Exercise requirements: Beneath this task is a listing; retype all of it exactly.

* * *

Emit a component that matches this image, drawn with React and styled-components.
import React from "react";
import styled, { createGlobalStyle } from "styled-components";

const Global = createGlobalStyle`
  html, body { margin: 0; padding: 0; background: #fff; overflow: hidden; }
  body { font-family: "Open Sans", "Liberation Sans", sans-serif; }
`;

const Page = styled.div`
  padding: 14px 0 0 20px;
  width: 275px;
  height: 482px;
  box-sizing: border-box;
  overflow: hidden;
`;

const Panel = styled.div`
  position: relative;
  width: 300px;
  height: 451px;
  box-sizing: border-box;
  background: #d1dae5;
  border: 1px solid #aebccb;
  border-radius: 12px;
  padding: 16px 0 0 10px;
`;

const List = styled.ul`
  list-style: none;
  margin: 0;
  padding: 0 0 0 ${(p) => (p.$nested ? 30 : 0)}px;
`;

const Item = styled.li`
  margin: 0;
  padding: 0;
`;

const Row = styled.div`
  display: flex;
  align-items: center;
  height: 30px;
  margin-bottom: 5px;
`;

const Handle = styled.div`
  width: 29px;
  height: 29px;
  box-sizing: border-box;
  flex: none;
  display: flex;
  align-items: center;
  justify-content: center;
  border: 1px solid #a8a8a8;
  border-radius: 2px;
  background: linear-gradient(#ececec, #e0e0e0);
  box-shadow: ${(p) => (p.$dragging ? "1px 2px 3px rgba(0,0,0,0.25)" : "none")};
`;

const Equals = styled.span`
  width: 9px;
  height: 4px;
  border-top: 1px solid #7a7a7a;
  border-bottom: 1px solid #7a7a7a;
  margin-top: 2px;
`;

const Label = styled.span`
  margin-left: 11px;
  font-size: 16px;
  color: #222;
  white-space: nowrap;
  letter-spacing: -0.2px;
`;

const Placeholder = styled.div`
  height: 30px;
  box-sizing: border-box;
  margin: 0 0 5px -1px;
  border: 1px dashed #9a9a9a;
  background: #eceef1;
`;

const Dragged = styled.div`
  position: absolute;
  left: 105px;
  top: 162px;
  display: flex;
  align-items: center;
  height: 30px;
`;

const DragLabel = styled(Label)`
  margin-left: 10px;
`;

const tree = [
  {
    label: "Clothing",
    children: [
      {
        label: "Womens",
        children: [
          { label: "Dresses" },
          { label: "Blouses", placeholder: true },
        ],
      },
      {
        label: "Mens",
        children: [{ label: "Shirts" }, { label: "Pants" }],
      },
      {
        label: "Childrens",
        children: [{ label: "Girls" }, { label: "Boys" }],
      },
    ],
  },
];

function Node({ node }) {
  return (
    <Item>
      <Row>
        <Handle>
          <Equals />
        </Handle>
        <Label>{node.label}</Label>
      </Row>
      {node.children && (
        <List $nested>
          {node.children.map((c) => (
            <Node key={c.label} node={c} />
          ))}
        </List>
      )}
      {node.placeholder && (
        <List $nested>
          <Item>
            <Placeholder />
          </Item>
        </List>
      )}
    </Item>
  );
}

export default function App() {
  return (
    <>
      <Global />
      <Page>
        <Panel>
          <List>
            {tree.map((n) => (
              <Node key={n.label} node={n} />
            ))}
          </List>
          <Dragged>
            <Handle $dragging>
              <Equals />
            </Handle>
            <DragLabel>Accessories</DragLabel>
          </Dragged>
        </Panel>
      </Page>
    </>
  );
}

* * *

Response:
Emit a component that matches this image, drawn with React and styled-components.
import React from "react";
import styled, { createGlobalStyle } from "styled-components";

const Global = createGlobalStyle`
  html, body { margin: 0; padding: 0; background: #fff; overflow: hidden; }
  body { font-family: "Open Sans", "Liberation Sans", sans-serif; }
`;

const Page = styled.div`
  padding: 14px 0 0 20px;
  width: 275px;
  height: 482px;
  box-sizing: border-box;
  overflow: hidden;
`;

const Panel = styled.div`
  position: relative;
  width: 300px;
  height: 451px;
  box-sizing: border-box;
  background: #d1dae5;
  border: 1px solid #aebccb;
  border-radius: 12px;
  padding: 16px 0 0 10px;
`;

const List = styled.ul`
  list-style: none;
  margin: 0;
  padding: 0 0 0 ${(p) => (p.$nested ? 30 : 0)}px;
`;

const Item = styled.li`
  margin: 0;
  padding: 0;
`;

const Row = styled.div`
  display: flex;
  align-items: center;
  height: 30px;
  margin-bottom: 5px;
`;

const Handle = styled.div`
  width: 29px;
  height: 29px;
  box-sizing: border-box;
  flex: none;
  display: flex;
  align-items: center;
  justify-content: center;
  border: 1px solid #a8a8a8;
  border-radius: 2px;
  background: linear-gradient(#ececec, #e0e0e0);
  box-shadow: ${(p) => (p.$dragging ? "1px 2px 3px rgba(0,0,0,0.25)" : "none")};
`;

const Equals = styled.span`
  width: 9px;
  height: 4px;
  border-top: 1px solid #7a7a7a;
  border-bottom: 1px solid #7a7a7a;
  margin-top: 2px;
`;

const Label = styled.span`
  margin-left: 11px;
  font-size: 16px;
  color: #222;
  white-space: nowrap;
  letter-spacing: -0.2px;
`;

const Placeholder = styled.div`
  height: 30px;
  box-sizing: border-box;
  margin: 0 0 5px -1px;
  border: 1px dashed #9a9a9a;
  background: #eceef1;
`;

const Dragged = styled.div`
  position: absolute;
  left: 105px;
  top: 162px;
  display: flex;
  align-items: center;
  height: 30px;
`;

const DragLabel = styled(Label)`
  margin-left: 10px;
`;

const tree = [
  {
    label: "Clothing",
    children: [
      {
        label: "Womens",
        children: [
          { label: "Dresses" },
          { label: "Blouses", placeholder: true },
        ],
      },
      {
        label: "Mens",
        children: [{ label: "Shirts" }, { label: "Pants" }],
      },
      {
        label: "Childrens",
        children: [{ label: "Girls" }, { label: "Boys" }],
      },
    ],
  },
];

function Node({ node }) {
  return (
    <Item>
      <Row>
        <Handle>
          <Equals />
        </Handle>
        <Label>{node.label}</Label>
      </Row>
      {node.children && (
        <List $nested>
          {node.children.map((c) => (
            <Node key={c.label} node={c} />
          ))}
        </List>
      )}
      {node.placeholder && (
        <List $nested>
          <Item>
            <Placeholder />
          </Item>
        </List>
      )}
    </Item>
  );
}

export default function App() {
  return (
    <>
      <Global />
      <Page>
        <Panel>
          <List>
            {tree.map((n) => (
              <Node key={n.label} node={n} />
            ))}
          </List>
          <Dragged>
            <Handle $dragging>
              <Equals />
            </Handle>
            <DragLabel>Accessories</DragLabel>
          </Dragged>
        </Panel>
      </Page>
    </>
  );
}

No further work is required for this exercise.